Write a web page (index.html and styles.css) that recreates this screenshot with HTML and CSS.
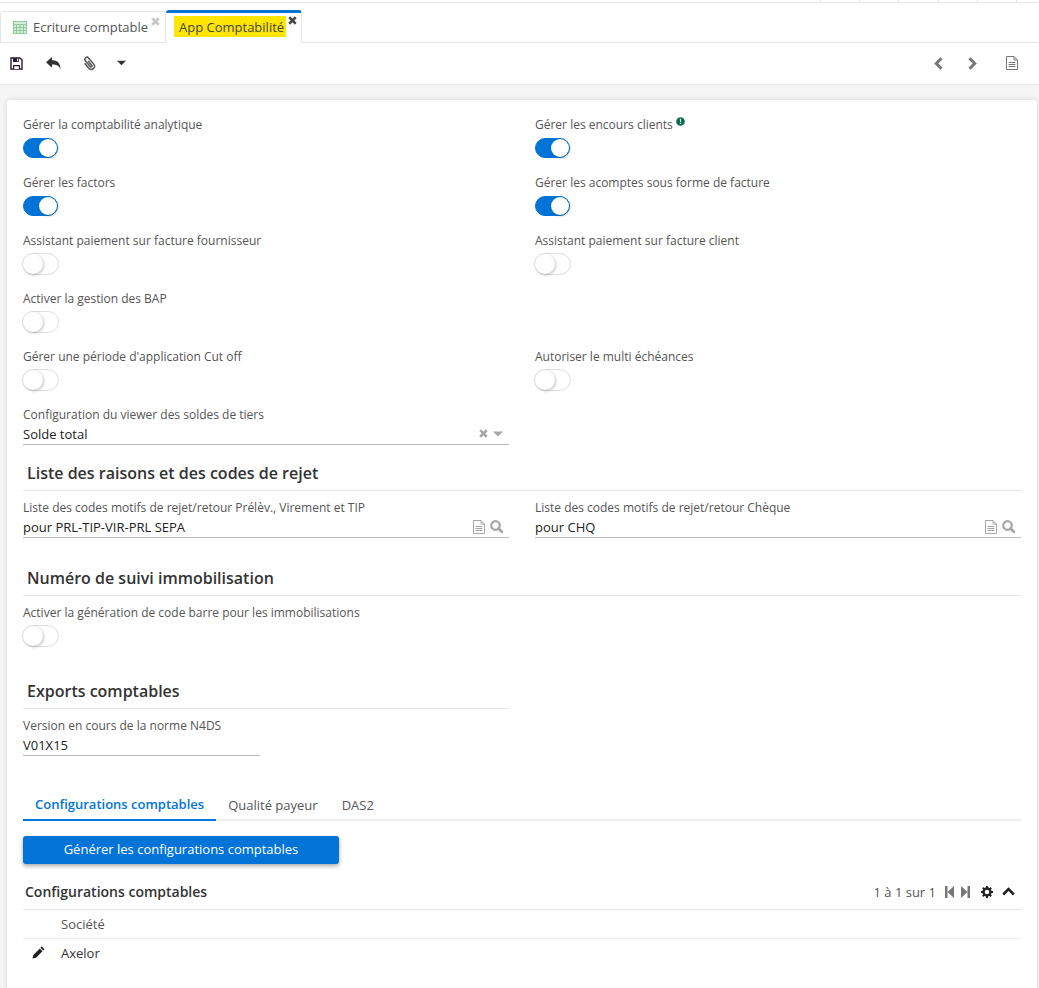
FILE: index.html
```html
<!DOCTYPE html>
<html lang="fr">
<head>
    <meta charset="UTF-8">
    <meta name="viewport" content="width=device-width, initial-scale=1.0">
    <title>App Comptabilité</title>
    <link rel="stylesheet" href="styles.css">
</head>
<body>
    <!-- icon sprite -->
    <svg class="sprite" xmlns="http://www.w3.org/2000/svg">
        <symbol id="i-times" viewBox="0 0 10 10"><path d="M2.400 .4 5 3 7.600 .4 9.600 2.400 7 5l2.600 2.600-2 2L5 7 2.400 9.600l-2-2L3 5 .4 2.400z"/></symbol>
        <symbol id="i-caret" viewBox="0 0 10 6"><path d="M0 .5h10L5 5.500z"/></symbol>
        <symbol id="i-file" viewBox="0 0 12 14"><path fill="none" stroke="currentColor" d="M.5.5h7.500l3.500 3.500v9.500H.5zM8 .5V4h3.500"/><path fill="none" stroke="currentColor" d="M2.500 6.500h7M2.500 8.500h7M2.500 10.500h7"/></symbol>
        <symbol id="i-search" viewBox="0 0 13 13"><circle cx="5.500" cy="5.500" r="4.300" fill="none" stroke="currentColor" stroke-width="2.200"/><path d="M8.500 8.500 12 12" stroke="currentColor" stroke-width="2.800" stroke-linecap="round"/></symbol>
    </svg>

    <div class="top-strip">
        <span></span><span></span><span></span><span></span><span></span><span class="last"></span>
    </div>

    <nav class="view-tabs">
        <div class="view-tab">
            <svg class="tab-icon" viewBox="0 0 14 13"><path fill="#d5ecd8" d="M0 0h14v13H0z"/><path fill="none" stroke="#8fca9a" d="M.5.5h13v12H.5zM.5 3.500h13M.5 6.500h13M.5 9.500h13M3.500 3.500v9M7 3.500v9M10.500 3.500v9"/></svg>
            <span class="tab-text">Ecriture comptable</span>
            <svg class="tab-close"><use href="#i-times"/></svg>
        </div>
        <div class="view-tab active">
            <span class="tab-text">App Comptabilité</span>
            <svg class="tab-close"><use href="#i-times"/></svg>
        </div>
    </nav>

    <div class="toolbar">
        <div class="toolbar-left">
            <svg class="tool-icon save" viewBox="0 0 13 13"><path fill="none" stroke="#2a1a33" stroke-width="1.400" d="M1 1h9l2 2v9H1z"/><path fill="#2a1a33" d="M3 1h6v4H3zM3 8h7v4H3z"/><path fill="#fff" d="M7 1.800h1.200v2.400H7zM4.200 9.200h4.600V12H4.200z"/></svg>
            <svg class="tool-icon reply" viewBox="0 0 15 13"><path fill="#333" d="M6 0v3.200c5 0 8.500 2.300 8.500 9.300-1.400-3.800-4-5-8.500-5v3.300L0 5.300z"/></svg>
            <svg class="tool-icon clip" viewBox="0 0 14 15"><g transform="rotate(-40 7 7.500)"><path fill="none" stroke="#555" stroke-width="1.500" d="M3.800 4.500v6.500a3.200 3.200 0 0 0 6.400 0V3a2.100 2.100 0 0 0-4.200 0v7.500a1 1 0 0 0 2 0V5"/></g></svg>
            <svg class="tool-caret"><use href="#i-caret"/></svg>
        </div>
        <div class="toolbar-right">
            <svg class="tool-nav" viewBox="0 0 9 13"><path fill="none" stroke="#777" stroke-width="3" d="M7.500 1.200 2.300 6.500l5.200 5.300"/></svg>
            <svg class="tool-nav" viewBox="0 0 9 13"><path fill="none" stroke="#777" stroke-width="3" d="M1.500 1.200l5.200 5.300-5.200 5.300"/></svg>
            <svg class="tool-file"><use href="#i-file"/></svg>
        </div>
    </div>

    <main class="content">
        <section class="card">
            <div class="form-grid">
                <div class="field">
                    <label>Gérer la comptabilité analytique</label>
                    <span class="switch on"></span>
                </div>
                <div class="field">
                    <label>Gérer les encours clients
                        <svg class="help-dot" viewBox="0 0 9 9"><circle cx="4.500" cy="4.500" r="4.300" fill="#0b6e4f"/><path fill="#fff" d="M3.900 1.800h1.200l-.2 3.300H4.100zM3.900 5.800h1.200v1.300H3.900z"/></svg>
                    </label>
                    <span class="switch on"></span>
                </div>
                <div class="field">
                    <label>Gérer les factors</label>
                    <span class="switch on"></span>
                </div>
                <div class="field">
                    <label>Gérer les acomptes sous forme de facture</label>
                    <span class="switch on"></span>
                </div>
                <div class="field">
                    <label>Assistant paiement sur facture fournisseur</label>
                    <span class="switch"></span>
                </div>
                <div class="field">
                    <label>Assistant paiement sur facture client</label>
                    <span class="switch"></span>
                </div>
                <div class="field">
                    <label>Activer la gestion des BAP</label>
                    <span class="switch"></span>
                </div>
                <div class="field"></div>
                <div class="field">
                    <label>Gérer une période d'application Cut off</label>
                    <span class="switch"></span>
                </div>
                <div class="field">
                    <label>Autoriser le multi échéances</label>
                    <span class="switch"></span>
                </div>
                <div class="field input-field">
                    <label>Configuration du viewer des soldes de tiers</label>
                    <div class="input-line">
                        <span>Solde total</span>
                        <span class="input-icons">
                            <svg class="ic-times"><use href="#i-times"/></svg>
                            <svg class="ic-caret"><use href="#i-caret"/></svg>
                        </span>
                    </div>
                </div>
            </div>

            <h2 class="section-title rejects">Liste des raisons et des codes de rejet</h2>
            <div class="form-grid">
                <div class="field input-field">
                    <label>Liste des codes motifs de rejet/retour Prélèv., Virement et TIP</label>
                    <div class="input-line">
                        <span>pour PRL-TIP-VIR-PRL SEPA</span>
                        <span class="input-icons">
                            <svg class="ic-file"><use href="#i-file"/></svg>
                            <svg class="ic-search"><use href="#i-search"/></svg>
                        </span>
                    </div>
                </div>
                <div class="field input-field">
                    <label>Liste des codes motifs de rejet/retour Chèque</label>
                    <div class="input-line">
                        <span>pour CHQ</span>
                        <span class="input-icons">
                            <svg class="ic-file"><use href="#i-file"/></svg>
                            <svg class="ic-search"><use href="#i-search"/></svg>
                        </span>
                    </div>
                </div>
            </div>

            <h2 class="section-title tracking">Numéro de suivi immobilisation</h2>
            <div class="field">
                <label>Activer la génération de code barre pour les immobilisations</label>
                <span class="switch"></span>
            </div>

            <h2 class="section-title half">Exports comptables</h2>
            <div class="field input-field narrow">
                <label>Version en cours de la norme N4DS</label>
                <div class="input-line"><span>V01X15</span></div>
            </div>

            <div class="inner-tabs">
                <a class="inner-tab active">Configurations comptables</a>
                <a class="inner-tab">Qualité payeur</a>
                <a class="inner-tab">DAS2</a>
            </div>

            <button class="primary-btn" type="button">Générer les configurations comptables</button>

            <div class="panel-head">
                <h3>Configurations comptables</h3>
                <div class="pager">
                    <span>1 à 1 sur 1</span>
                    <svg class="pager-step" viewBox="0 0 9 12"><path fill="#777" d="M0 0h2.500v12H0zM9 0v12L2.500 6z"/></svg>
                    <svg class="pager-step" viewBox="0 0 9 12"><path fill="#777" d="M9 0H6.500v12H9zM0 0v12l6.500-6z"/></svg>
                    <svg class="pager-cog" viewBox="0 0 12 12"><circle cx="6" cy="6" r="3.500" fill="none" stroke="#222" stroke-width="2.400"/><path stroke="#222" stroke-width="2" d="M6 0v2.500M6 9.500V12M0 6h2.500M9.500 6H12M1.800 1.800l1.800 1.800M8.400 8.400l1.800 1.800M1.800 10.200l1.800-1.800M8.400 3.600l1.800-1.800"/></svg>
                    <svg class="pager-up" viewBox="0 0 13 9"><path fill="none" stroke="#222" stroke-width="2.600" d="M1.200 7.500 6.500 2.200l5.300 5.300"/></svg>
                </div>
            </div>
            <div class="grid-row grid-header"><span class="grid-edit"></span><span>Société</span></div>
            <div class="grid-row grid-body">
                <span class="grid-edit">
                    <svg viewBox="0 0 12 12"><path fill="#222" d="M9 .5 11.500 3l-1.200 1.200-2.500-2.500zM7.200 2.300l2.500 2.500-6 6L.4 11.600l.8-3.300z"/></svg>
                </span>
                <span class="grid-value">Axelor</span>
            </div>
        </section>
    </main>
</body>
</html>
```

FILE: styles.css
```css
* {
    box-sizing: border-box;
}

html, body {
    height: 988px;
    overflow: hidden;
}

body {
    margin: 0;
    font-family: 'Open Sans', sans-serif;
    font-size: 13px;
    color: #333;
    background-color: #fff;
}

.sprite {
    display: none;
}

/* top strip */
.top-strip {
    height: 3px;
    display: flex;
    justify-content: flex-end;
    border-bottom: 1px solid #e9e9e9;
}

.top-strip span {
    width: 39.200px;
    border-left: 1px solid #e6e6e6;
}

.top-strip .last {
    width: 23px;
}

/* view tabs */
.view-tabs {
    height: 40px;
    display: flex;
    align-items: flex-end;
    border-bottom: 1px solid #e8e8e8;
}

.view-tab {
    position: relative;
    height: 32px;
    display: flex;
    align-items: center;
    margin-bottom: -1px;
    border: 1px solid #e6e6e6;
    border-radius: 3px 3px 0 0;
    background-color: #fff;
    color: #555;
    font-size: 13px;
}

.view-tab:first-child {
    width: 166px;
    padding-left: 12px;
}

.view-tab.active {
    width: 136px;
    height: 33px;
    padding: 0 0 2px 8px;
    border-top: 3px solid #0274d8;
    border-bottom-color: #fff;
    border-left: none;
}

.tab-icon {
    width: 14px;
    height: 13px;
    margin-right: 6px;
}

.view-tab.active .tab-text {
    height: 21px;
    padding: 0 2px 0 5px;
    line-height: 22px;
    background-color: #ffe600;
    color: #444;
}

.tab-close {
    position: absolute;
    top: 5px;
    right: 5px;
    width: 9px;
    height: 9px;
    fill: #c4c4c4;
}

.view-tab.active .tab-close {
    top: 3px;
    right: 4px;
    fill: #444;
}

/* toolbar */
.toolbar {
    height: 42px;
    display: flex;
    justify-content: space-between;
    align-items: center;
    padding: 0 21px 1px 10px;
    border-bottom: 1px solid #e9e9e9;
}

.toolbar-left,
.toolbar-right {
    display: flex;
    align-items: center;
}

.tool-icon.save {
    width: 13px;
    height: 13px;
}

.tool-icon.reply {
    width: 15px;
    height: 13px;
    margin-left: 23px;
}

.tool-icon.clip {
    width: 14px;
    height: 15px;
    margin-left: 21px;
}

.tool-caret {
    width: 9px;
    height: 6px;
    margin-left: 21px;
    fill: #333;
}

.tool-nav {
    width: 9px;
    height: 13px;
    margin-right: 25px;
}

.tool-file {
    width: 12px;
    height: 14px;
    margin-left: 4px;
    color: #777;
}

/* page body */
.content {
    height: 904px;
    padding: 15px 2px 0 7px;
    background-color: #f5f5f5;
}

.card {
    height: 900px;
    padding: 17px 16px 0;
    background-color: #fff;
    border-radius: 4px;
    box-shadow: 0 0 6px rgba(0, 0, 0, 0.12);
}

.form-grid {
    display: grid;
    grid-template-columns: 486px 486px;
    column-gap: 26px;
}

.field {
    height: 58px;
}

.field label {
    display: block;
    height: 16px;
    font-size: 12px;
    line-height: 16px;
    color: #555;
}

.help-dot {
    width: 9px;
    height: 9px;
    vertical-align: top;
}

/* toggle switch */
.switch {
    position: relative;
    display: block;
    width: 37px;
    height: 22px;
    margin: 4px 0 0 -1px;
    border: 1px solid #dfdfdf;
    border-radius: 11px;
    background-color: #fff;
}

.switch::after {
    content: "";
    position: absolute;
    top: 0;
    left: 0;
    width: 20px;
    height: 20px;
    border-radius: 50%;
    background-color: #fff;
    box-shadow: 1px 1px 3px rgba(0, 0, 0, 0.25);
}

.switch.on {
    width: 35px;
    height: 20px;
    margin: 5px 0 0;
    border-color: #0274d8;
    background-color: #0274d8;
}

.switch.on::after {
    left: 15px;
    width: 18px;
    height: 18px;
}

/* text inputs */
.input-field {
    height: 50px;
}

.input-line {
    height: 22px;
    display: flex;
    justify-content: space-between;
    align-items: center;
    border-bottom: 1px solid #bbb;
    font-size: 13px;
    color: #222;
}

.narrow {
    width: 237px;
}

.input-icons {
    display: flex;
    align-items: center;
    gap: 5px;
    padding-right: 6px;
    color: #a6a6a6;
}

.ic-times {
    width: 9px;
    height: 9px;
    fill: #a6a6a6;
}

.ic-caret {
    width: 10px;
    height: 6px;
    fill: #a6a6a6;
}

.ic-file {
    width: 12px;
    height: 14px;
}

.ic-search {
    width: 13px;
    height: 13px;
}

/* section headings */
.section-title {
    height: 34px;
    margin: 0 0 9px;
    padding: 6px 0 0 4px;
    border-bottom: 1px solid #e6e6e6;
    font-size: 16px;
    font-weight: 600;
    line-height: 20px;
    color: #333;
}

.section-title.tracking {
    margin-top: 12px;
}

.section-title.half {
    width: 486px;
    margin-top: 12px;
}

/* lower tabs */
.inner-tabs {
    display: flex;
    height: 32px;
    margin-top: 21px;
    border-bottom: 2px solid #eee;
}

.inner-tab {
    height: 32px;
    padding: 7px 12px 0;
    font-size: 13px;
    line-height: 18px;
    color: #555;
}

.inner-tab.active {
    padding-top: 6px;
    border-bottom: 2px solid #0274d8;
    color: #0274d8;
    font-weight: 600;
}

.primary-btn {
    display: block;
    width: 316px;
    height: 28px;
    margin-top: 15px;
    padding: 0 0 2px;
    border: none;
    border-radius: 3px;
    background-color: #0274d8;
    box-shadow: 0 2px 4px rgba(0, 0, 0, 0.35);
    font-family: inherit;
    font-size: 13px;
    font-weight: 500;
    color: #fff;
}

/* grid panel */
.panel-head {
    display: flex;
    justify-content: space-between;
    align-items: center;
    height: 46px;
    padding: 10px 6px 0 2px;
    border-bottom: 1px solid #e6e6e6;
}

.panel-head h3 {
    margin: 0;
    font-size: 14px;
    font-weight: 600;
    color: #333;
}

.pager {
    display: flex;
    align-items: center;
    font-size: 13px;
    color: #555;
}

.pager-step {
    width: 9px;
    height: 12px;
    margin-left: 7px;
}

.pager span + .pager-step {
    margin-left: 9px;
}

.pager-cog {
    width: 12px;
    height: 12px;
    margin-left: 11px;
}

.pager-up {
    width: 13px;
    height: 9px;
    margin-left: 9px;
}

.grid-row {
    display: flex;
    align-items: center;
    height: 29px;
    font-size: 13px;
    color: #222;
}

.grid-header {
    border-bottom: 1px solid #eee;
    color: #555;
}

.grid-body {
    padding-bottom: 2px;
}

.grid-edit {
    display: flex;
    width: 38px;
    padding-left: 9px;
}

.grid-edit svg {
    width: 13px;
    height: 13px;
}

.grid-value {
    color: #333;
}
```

------

**Request**
For the listing above, identify each line bearing "index".

**Expected output**
Write a web page (index.html and styles.css) that recreates this screenshot with HTML and CSS.
FILE: index.html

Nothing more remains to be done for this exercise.